Description of the task: All of the material should be reproduced exactly, with pictures left out.

Source data:

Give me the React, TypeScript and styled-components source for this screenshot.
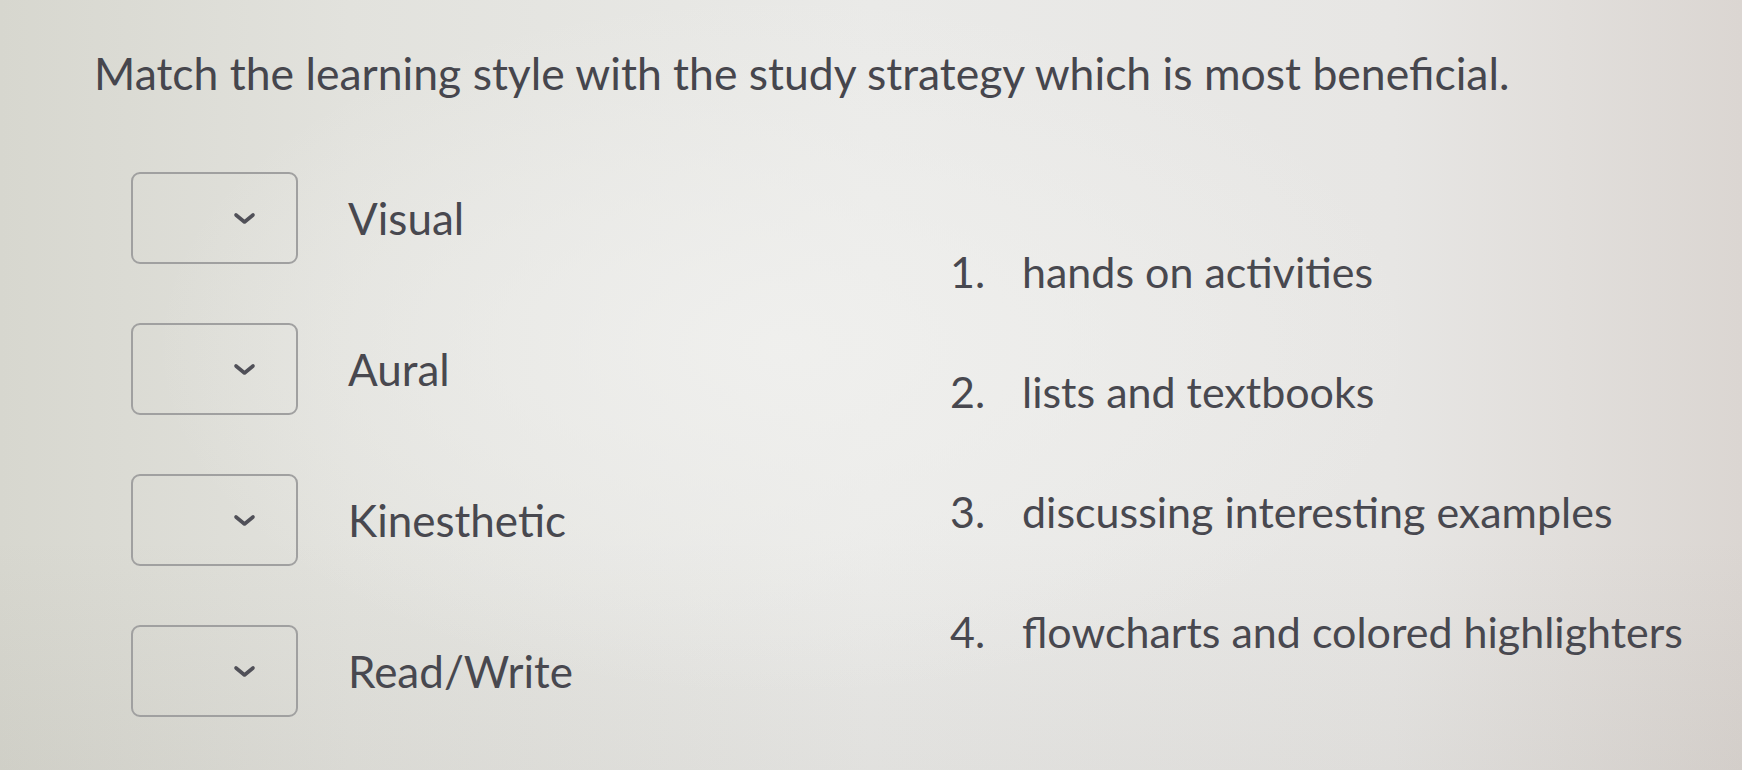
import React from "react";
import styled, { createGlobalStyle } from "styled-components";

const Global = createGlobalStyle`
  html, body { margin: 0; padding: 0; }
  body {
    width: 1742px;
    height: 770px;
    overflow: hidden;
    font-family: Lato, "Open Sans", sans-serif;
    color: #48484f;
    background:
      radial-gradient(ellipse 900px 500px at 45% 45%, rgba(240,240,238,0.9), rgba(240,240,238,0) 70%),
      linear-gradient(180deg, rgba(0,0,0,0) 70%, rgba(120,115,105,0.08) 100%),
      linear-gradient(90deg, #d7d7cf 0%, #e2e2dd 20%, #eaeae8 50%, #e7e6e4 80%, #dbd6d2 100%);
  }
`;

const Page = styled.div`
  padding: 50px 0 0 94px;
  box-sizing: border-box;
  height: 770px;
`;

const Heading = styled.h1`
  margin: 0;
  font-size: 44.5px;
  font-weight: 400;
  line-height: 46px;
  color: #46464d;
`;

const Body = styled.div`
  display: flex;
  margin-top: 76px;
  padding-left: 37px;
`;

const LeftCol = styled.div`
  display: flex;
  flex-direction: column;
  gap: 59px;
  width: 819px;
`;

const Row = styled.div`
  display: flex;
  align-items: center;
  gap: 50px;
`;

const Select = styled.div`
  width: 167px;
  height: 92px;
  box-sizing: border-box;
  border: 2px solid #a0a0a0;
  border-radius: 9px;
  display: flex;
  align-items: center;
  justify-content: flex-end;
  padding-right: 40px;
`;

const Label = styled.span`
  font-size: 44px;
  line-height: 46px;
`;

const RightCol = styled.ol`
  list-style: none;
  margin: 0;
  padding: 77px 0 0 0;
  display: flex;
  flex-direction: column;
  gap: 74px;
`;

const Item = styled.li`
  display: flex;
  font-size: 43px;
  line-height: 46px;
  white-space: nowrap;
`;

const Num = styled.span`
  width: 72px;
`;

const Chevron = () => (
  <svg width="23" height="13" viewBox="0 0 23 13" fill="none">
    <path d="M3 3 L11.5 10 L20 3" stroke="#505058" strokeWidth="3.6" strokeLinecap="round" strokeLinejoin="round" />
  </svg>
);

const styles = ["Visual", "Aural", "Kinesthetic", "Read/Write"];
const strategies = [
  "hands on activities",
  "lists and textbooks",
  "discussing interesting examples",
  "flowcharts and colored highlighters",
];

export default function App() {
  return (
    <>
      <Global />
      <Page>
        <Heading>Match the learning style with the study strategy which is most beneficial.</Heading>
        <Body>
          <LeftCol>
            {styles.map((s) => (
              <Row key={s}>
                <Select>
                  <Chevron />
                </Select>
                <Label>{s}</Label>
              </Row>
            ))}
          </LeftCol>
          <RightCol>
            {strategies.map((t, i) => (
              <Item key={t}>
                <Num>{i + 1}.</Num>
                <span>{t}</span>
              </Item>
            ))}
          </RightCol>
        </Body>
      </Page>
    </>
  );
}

Problem solution:
Give me the React, TypeScript and styled-components source for this screenshot.
import React from "react";
import styled, { createGlobalStyle } from "styled-components";

const Global = createGlobalStyle`
  html, body { margin: 0; padding: 0; }
  body {
    width: 1742px;
    height: 770px;
    overflow: hidden;
    font-family: Lato, "Open Sans", sans-serif;
    color: #48484f;
    background:
      radial-gradient(ellipse 900px 500px at 45% 45%, rgba(240,240,238,0.9), rgba(240,240,238,0) 70%),
      linear-gradient(180deg, rgba(0,0,0,0) 70%, rgba(120,115,105,0.08) 100%),
      linear-gradient(90deg, #d7d7cf 0%, #e2e2dd 20%, #eaeae8 50%, #e7e6e4 80%, #dbd6d2 100%);
  }
`;

const Page = styled.div`
  padding: 50px 0 0 94px;
  box-sizing: border-box;
  height: 770px;
`;

const Heading = styled.h1`
  margin: 0;
  font-size: 44.5px;
  font-weight: 400;
  line-height: 46px;
  color: #46464d;
`;

const Body = styled.div`
  display: flex;
  margin-top: 76px;
  padding-left: 37px;
`;

const LeftCol = styled.div`
  display: flex;
  flex-direction: column;
  gap: 59px;
  width: 819px;
`;

const Row = styled.div`
  display: flex;
  align-items: center;
  gap: 50px;
`;

const Select = styled.div`
  width: 167px;
  height: 92px;
  box-sizing: border-box;
  border: 2px solid #a0a0a0;
  border-radius: 9px;
  display: flex;
  align-items: center;
  justify-content: flex-end;
  padding-right: 40px;
`;

const Label = styled.span`
  font-size: 44px;
  line-height: 46px;
`;

const RightCol = styled.ol`
  list-style: none;
  margin: 0;
  padding: 77px 0 0 0;
  display: flex;
  flex-direction: column;
  gap: 74px;
`;

const Item = styled.li`
  display: flex;
  font-size: 43px;
  line-height: 46px;
  white-space: nowrap;
`;

const Num = styled.span`
  width: 72px;
`;

const Chevron = () => (
  <svg width="23" height="13" viewBox="0 0 23 13" fill="none">
    <path d="M3 3 L11.5 10 L20 3" stroke="#505058" strokeWidth="3.6" strokeLinecap="round" strokeLinejoin="round" />
  </svg>
);

const styles = ["Visual", "Aural", "Kinesthetic", "Read/Write"];
const strategies = [
  "hands on activities",
  "lists and textbooks",
  "discussing interesting examples",
  "flowcharts and colored highlighters",
];

export default function App() {
  return (
    <>
      <Global />
      <Page>
        <Heading>Match the learning style with the study strategy which is most beneficial.</Heading>
        <Body>
          <LeftCol>
            {styles.map((s) => (
              <Row key={s}>
                <Select>
                  <Chevron />
                </Select>
                <Label>{s}</Label>
              </Row>
            ))}
          </LeftCol>
          <RightCol>
            {strategies.map((t, i) => (
              <Item key={t}>
                <Num>{i + 1}.</Num>
                <span>{t}</span>
              </Item>
            ))}
          </RightCol>
        </Body>
      </Page>
    </>
  );
}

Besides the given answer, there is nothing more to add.